(Provided material):
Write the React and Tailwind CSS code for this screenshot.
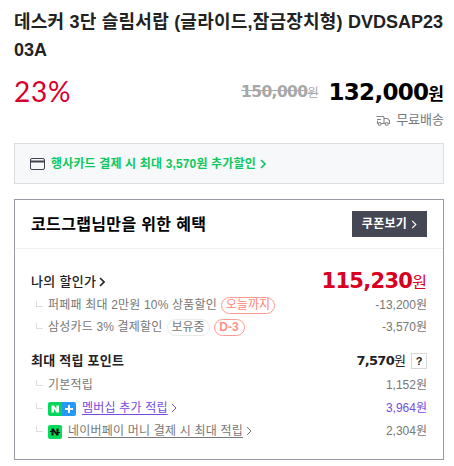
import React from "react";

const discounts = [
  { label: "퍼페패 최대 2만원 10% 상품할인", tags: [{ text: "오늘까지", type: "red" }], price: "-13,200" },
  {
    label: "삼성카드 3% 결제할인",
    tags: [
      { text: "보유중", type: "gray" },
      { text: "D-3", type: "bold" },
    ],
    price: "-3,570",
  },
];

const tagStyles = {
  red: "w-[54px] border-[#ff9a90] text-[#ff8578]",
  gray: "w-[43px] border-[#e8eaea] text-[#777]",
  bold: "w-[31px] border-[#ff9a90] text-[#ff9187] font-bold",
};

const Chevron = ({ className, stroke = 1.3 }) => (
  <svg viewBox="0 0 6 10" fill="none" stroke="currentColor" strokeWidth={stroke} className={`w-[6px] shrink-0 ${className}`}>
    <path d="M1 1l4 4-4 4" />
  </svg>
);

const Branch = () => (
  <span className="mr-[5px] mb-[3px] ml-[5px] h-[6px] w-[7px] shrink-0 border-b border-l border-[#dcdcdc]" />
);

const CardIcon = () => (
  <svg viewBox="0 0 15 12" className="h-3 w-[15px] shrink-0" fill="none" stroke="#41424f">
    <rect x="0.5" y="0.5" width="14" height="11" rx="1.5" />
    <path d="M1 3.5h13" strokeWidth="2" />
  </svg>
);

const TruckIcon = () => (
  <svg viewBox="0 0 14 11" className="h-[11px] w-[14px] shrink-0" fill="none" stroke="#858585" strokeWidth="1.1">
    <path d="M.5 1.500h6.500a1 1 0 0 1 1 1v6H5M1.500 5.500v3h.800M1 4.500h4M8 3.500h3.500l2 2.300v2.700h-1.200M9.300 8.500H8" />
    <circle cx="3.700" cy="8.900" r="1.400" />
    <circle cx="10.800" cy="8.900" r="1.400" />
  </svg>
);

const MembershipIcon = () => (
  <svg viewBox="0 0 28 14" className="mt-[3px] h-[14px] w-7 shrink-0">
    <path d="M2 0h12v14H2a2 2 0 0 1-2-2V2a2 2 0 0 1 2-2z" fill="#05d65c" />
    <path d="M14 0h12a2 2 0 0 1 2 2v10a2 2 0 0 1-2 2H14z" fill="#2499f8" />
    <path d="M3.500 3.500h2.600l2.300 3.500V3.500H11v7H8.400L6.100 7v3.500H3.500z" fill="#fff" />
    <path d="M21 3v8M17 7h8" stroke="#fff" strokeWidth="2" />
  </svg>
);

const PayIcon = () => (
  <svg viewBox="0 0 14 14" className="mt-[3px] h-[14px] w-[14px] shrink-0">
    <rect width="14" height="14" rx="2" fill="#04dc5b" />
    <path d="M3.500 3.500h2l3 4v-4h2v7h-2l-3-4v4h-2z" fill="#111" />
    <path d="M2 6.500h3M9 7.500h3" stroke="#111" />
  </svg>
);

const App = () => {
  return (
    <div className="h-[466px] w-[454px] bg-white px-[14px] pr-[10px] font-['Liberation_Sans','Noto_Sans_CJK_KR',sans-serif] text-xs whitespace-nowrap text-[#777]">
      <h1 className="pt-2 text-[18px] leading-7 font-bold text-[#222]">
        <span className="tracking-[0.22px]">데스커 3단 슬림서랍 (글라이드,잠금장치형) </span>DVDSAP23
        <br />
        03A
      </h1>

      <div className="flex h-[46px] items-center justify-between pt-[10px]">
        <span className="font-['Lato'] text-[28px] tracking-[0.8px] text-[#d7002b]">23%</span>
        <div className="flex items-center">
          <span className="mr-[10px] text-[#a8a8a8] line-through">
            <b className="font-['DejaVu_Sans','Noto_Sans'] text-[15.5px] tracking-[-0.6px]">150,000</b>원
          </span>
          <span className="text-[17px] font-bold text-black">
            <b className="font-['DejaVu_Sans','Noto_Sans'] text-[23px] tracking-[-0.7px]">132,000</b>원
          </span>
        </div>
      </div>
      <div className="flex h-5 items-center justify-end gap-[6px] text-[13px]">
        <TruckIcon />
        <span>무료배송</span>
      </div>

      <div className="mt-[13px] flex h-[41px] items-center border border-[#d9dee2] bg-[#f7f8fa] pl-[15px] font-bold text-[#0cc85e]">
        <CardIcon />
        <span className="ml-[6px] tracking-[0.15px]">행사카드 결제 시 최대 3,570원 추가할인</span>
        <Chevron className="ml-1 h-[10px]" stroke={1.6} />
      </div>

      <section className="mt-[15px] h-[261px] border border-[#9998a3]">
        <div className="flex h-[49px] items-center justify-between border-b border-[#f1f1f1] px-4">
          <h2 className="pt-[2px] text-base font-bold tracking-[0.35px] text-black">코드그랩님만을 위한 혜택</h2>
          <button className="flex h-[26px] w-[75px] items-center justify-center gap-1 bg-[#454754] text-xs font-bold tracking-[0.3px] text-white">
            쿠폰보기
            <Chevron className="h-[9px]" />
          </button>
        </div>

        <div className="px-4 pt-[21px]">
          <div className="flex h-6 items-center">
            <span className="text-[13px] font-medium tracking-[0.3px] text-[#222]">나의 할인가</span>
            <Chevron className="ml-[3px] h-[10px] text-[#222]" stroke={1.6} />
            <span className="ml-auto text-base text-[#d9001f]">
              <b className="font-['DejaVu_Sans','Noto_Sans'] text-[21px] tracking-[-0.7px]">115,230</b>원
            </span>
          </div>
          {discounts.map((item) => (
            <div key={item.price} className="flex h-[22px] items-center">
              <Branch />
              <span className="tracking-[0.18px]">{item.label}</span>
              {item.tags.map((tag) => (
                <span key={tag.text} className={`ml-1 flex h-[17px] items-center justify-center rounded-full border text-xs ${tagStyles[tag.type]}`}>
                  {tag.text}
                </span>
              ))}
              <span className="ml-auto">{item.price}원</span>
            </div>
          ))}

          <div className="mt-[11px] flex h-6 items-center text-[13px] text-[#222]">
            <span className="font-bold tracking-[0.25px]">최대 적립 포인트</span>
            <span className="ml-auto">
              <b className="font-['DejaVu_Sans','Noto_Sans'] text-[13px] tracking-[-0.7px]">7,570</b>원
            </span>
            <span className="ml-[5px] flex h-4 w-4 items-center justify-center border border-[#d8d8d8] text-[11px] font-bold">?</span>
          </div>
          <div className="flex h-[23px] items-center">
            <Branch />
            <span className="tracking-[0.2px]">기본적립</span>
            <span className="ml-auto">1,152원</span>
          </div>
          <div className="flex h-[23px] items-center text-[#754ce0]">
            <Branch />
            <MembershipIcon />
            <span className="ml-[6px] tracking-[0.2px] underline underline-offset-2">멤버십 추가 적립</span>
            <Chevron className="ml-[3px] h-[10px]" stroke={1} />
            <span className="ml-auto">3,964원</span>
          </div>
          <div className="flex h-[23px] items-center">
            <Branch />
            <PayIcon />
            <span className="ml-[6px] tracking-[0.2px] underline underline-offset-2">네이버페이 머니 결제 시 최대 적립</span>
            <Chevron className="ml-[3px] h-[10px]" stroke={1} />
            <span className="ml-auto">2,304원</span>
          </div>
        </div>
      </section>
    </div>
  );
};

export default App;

(Short exercise):
Return the listing above unchanged, apart from dropping its pictures.

(The response):
Write the React and Tailwind CSS code for this screenshot.
import React from "react";

const discounts = [
  { label: "퍼페패 최대 2만원 10% 상품할인", tags: [{ text: "오늘까지", type: "red" }], price: "-13,200" },
  {
    label: "삼성카드 3% 결제할인",
    tags: [
      { text: "보유중", type: "gray" },
      { text: "D-3", type: "bold" },
    ],
    price: "-3,570",
  },
];

const tagStyles = {
  red: "w-[54px] border-[#ff9a90] text-[#ff8578]",
  gray: "w-[43px] border-[#e8eaea] text-[#777]",
  bold: "w-[31px] border-[#ff9a90] text-[#ff9187] font-bold",
};

const Chevron = ({ className, stroke = 1.3 }) => (
  <svg viewBox="0 0 6 10" fill="none" stroke="currentColor" strokeWidth={stroke} className={`w-[6px] shrink-0 ${className}`}>
    <path d="M1 1l4 4-4 4" />
  </svg>
);

const Branch = () => (
  <span className="mr-[5px] mb-[3px] ml-[5px] h-[6px] w-[7px] shrink-0 border-b border-l border-[#dcdcdc]" />
);

const CardIcon = () => (
  <svg viewBox="0 0 15 12" className="h-3 w-[15px] shrink-0" fill="none" stroke="#41424f">
    <rect x="0.5" y="0.5" width="14" height="11" rx="1.5" />
    <path d="M1 3.5h13" strokeWidth="2" />
  </svg>
);

const TruckIcon = () => (
  <svg viewBox="0 0 14 11" className="h-[11px] w-[14px] shrink-0" fill="none" stroke="#858585" strokeWidth="1.1">
    <path d="M.5 1.500h6.500a1 1 0 0 1 1 1v6H5M1.500 5.500v3h.800M1 4.500h4M8 3.500h3.500l2 2.300v2.700h-1.200M9.300 8.500H8" />
    <circle cx="3.700" cy="8.900" r="1.400" />
    <circle cx="10.800" cy="8.900" r="1.400" />
  </svg>
);

const MembershipIcon = () => (
  <svg viewBox="0 0 28 14" className="mt-[3px] h-[14px] w-7 shrink-0">
    <path d="M2 0h12v14H2a2 2 0 0 1-2-2V2a2 2 0 0 1 2-2z" fill="#05d65c" />
    <path d="M14 0h12a2 2 0 0 1 2 2v10a2 2 0 0 1-2 2H14z" fill="#2499f8" />
    <path d="M3.500 3.500h2.600l2.300 3.500V3.500H11v7H8.400L6.100 7v3.500H3.500z" fill="#fff" />
    <path d="M21 3v8M17 7h8" stroke="#fff" strokeWidth="2" />
  </svg>
);

const PayIcon = () => (
  <svg viewBox="0 0 14 14" className="mt-[3px] h-[14px] w-[14px] shrink-0">
    <rect width="14" height="14" rx="2" fill="#04dc5b" />
    <path d="M3.500 3.500h2l3 4v-4h2v7h-2l-3-4v4h-2z" fill="#111" />
    <path d="M2 6.500h3M9 7.500h3" stroke="#111" />
  </svg>
);

const App = () => {
  return (
    <div className="h-[466px] w-[454px] bg-white px-[14px] pr-[10px] font-['Liberation_Sans','Noto_Sans_CJK_KR',sans-serif] text-xs whitespace-nowrap text-[#777]">
      <h1 className="pt-2 text-[18px] leading-7 font-bold text-[#222]">
        <span className="tracking-[0.22px]">데스커 3단 슬림서랍 (글라이드,잠금장치형) </span>DVDSAP23
        <br />
        03A
      </h1>

      <div className="flex h-[46px] items-center justify-between pt-[10px]">
        <span className="font-['Lato'] text-[28px] tracking-[0.8px] text-[#d7002b]">23%</span>
        <div className="flex items-center">
          <span className="mr-[10px] text-[#a8a8a8] line-through">
            <b className="font-['DejaVu_Sans','Noto_Sans'] text-[15.5px] tracking-[-0.6px]">150,000</b>원
          </span>
          <span className="text-[17px] font-bold text-black">
            <b className="font-['DejaVu_Sans','Noto_Sans'] text-[23px] tracking-[-0.7px]">132,000</b>원
          </span>
        </div>
      </div>
      <div className="flex h-5 items-center justify-end gap-[6px] text-[13px]">
        <TruckIcon />
        <span>무료배송</span>
      </div>

      <div className="mt-[13px] flex h-[41px] items-center border border-[#d9dee2] bg-[#f7f8fa] pl-[15px] font-bold text-[#0cc85e]">
        <CardIcon />
        <span className="ml-[6px] tracking-[0.15px]">행사카드 결제 시 최대 3,570원 추가할인</span>
        <Chevron className="ml-1 h-[10px]" stroke={1.6} />
      </div>

      <section className="mt-[15px] h-[261px] border border-[#9998a3]">
        <div className="flex h-[49px] items-center justify-between border-b border-[#f1f1f1] px-4">
          <h2 className="pt-[2px] text-base font-bold tracking-[0.35px] text-black">코드그랩님만을 위한 혜택</h2>
          <button className="flex h-[26px] w-[75px] items-center justify-center gap-1 bg-[#454754] text-xs font-bold tracking-[0.3px] text-white">
            쿠폰보기
            <Chevron className="h-[9px]" />
          </button>
        </div>

        <div className="px-4 pt-[21px]">
          <div className="flex h-6 items-center">
            <span className="text-[13px] font-medium tracking-[0.3px] text-[#222]">나의 할인가</span>
            <Chevron className="ml-[3px] h-[10px] text-[#222]" stroke={1.6} />
            <span className="ml-auto text-base text-[#d9001f]">
              <b className="font-['DejaVu_Sans','Noto_Sans'] text-[21px] tracking-[-0.7px]">115,230</b>원
            </span>
          </div>
          {discounts.map((item) => (
            <div key={item.price} className="flex h-[22px] items-center">
              <Branch />
              <span className="tracking-[0.18px]">{item.label}</span>
              {item.tags.map((tag) => (
                <span key={tag.text} className={`ml-1 flex h-[17px] items-center justify-center rounded-full border text-xs ${tagStyles[tag.type]}`}>
                  {tag.text}
                </span>
              ))}
              <span className="ml-auto">{item.price}원</span>
            </div>
          ))}

          <div className="mt-[11px] flex h-6 items-center text-[13px] text-[#222]">
            <span className="font-bold tracking-[0.25px]">최대 적립 포인트</span>
            <span className="ml-auto">
              <b className="font-['DejaVu_Sans','Noto_Sans'] text-[13px] tracking-[-0.7px]">7,570</b>원
            </span>
            <span className="ml-[5px] flex h-4 w-4 items-center justify-center border border-[#d8d8d8] text-[11px] font-bold">?</span>
          </div>
          <div className="flex h-[23px] items-center">
            <Branch />
            <span className="tracking-[0.2px]">기본적립</span>
            <span className="ml-auto">1,152원</span>
          </div>
          <div className="flex h-[23px] items-center text-[#754ce0]">
            <Branch />
            <MembershipIcon />
            <span className="ml-[6px] tracking-[0.2px] underline underline-offset-2">멤버십 추가 적립</span>
            <Chevron className="ml-[3px] h-[10px]" stroke={1} />
            <span className="ml-auto">3,964원</span>
          </div>
          <div className="flex h-[23px] items-center">
            <Branch />
            <PayIcon />
            <span className="ml-[6px] tracking-[0.2px] underline underline-offset-2">네이버페이 머니 결제 시 최대 적립</span>
            <Chevron className="ml-[3px] h-[10px]" stroke={1} />
            <span className="ml-auto">2,304원</span>
          </div>
        </div>
      </section>
    </div>
  );
};

export default App;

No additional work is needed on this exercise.